[start]

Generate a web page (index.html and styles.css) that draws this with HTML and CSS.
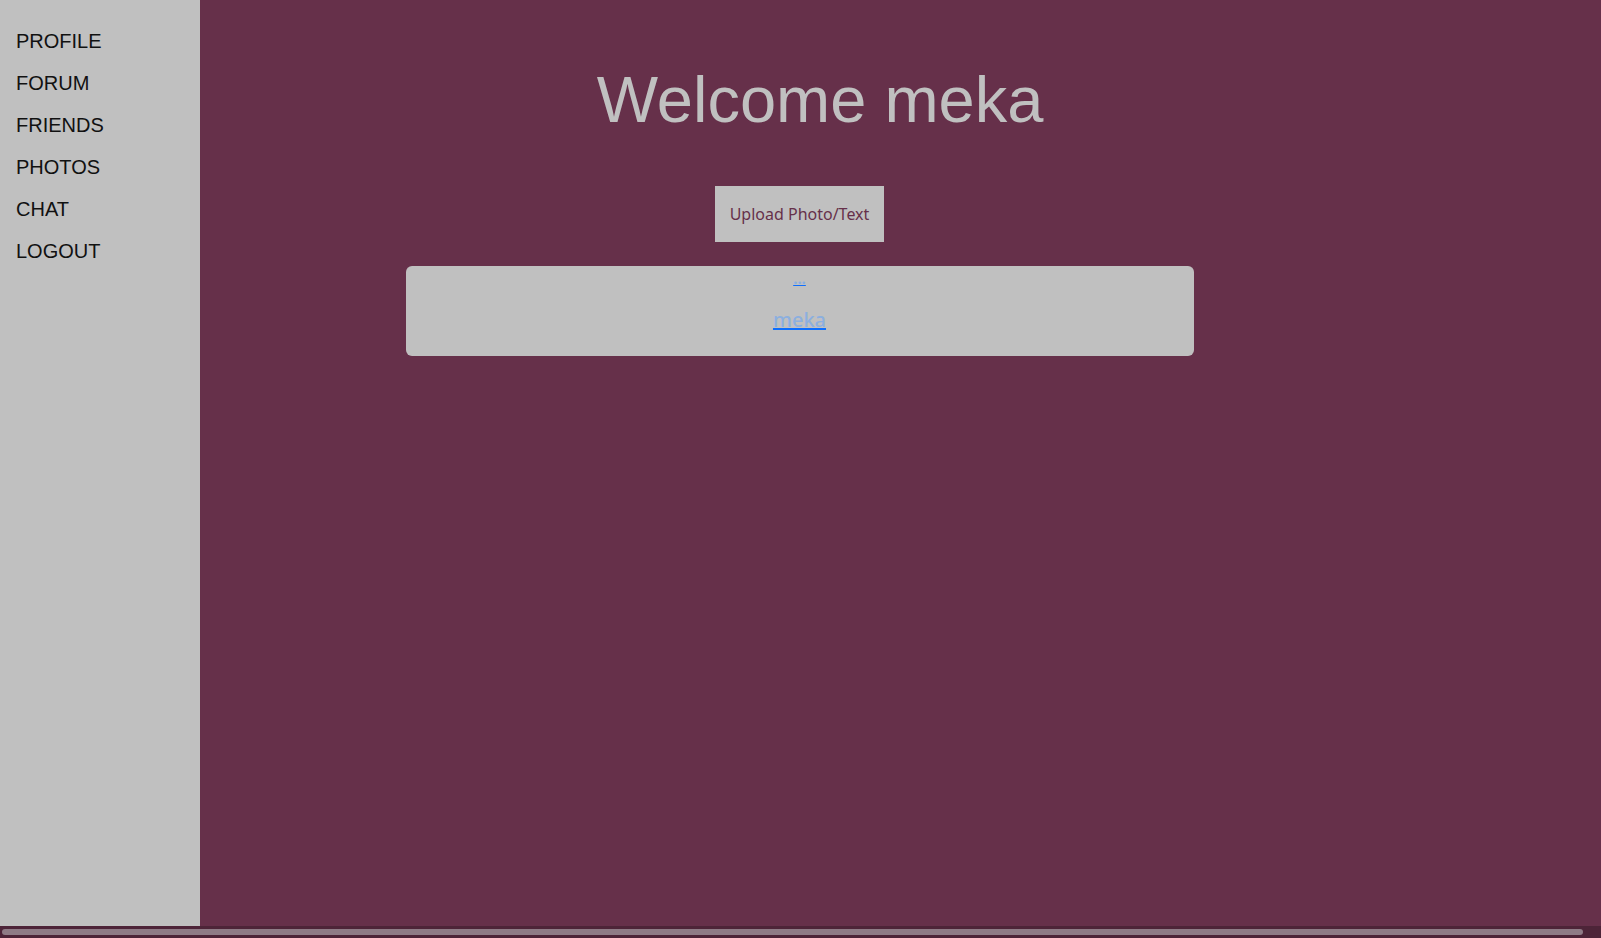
FILE: index.html
```html
<!DOCTYPE html>
<html lang="en">
<head>
  <meta charset="UTF-8" />
  <meta name="viewport" content="width=device-width, initial-scale=1.0" />
  <title>Home</title>
  <link rel="stylesheet" href="styles.css">
</head>
<body>

  <div id="layout">
    <div id="menu">
      <ul>
        <li><a href="#">PROFILE</a></li>
        <li><a href="#">FORUM</a></li>
        <li><a href="#">FRIENDS</a></li>
        <li><a href="#">PHOTOS</a></li>
        <li><a href="#">CHAT</a></li>
        <li><a href="#">LOGOUT</a></li>
      </ul>
    </div>

    <div id="conteudo">
      <h1 class="welcome">Welcome meka</h1>

      <button class="btn-upload">Upload Photo/Text</button>

      <div class="post">
        <a href="#" class="post-more"><span>...</span></a>
        <a href="#" class="post-user"><span>meka</span></a>
      </div>
    </div>
  </div>

  <!-- horizontal scrollbar -->
  <div class="hscroll"><div class="hscroll-thumb"></div></div>

</body>
</html>
```

FILE: styles.css
```css
* { margin: 0; padding: 0; box-sizing: border-box; }

html, body { height: 100%; }

body {
  font-family: "Liberation Sans", Arial, sans-serif;
  background-color: #66304a;
  display: flex;
  flex-direction: column;
  overflow: hidden;
}

#layout {
  display: flex;
  flex: 1;
}

#menu {
  flex: 0 0 200px;
  background-color: #c0c0c0;
  padding: 20px 16px;
}

#menu ul { list-style: none; }
#menu ul li {
  font-size: 20px;
  line-height: 42px;
}
#menu ul li a {
  color: #111;
  text-decoration: none;
}

#conteudo {
  flex-grow: 1;
  padding: 63px 202px 0 0;
}

.welcome {
  font-size: 65px;
  font-weight: normal;
  line-height: 1.15;
  color: #c0c0c0;
  text-align: center;
  padding-left: 41px;
}

.btn-upload {
  display: block;
  margin: 48px auto 0;
  width: 169px;
  height: 56px;
  border: none;
  background-color: #c0c0c0;
  color: #66304a;
  font-family: "Noto Sans", sans-serif;
  font-size: 16px;
  cursor: pointer;
}

.post {
  width: 788px;
  margin: 24px auto 0;
  padding: 2px 16px 24px;
  background-color: #c0c0c0;
  border-radius: 6px;
  text-align: center;
  font-family: "Noto Sans", sans-serif;
}

.post a {
  display: block;
  color: #0d6efd;
}
.post a span { color: #8cafdf; }

.post-more {
  font-size: 15px;
  line-height: 21px;
  font-weight: bold;
}

.post-user {
  margin-top: 19px;
  font-size: 20px;
  line-height: 24px;
  font-weight: 500;
}

.hscroll {
  flex: 0 0 12px;
  background-color: #4d2438;
  padding: 3px 18px 3px 2px;
}
.hscroll-thumb {
  height: 6px;
  background-color: #8f7b86;
  border-radius: 3px;
}
```
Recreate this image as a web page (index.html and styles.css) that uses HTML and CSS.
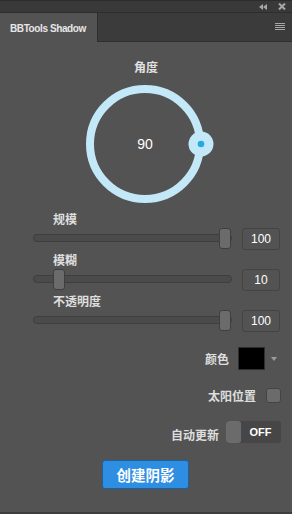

[end]

Task description: In your copy, repeat each record exactly and include no pictures.

Exercise output:
Generate a web page (index.html and styles.css) that draws this with HTML and CSS.
FILE: index.html
```html
<!DOCTYPE html>
<html lang="en">
<head>
  <meta charset="UTF-8" />
  <meta name="viewport" content="width=device-width, initial-scale=1.0" />
  <title>Home</title>
  <link rel="stylesheet" href="styles.css">
</head>
<body>

  <div id="layout">
    <div id="menu">
      <ul>
        <li><a href="#">PROFILE</a></li>
        <li><a href="#">FORUM</a></li>
        <li><a href="#">FRIENDS</a></li>
        <li><a href="#">PHOTOS</a></li>
        <li><a href="#">CHAT</a></li>
        <li><a href="#">LOGOUT</a></li>
      </ul>
    </div>

    <div id="conteudo">
      <h1 class="welcome">Welcome meka</h1>

      <button class="btn-upload">Upload Photo/Text</button>

      <div class="post">
        <a href="#" class="post-more"><span>...</span></a>
        <a href="#" class="post-user"><span>meka</span></a>
      </div>
    </div>
  </div>

  <!-- horizontal scrollbar -->
  <div class="hscroll"><div class="hscroll-thumb"></div></div>

</body>
</html>
```

FILE: styles.css
```css
* { margin: 0; padding: 0; box-sizing: border-box; }

html, body { height: 100%; }

body {
  font-family: "Liberation Sans", Arial, sans-serif;
  background-color: #66304a;
  display: flex;
  flex-direction: column;
  overflow: hidden;
}

#layout {
  display: flex;
  flex: 1;
}

#menu {
  flex: 0 0 200px;
  background-color: #c0c0c0;
  padding: 20px 16px;
}

#menu ul { list-style: none; }
#menu ul li {
  font-size: 20px;
  line-height: 42px;
}
#menu ul li a {
  color: #111;
  text-decoration: none;
}

#conteudo {
  flex-grow: 1;
  padding: 63px 202px 0 0;
}

.welcome {
  font-size: 65px;
  font-weight: normal;
  line-height: 1.15;
  color: #c0c0c0;
  text-align: center;
  padding-left: 41px;
}

.btn-upload {
  display: block;
  margin: 48px auto 0;
  width: 169px;
  height: 56px;
  border: none;
  background-color: #c0c0c0;
  color: #66304a;
  font-family: "Noto Sans", sans-serif;
  font-size: 16px;
  cursor: pointer;
}

.post {
  width: 788px;
  margin: 24px auto 0;
  padding: 2px 16px 24px;
  background-color: #c0c0c0;
  border-radius: 6px;
  text-align: center;
  font-family: "Noto Sans", sans-serif;
}

.post a {
  display: block;
  color: #0d6efd;
}
.post a span { color: #8cafdf; }

.post-more {
  font-size: 15px;
  line-height: 21px;
  font-weight: bold;
}

.post-user {
  margin-top: 19px;
  font-size: 20px;
  line-height: 24px;
  font-weight: 500;
}

.hscroll {
  flex: 0 0 12px;
  background-color: #4d2438;
  padding: 3px 18px 3px 2px;
}
.hscroll-thumb {
  height: 6px;
  background-color: #8f7b86;
  border-radius: 3px;
}
```
Recreate this image as a web page (index.html and styles.css) that uses HTML and CSS.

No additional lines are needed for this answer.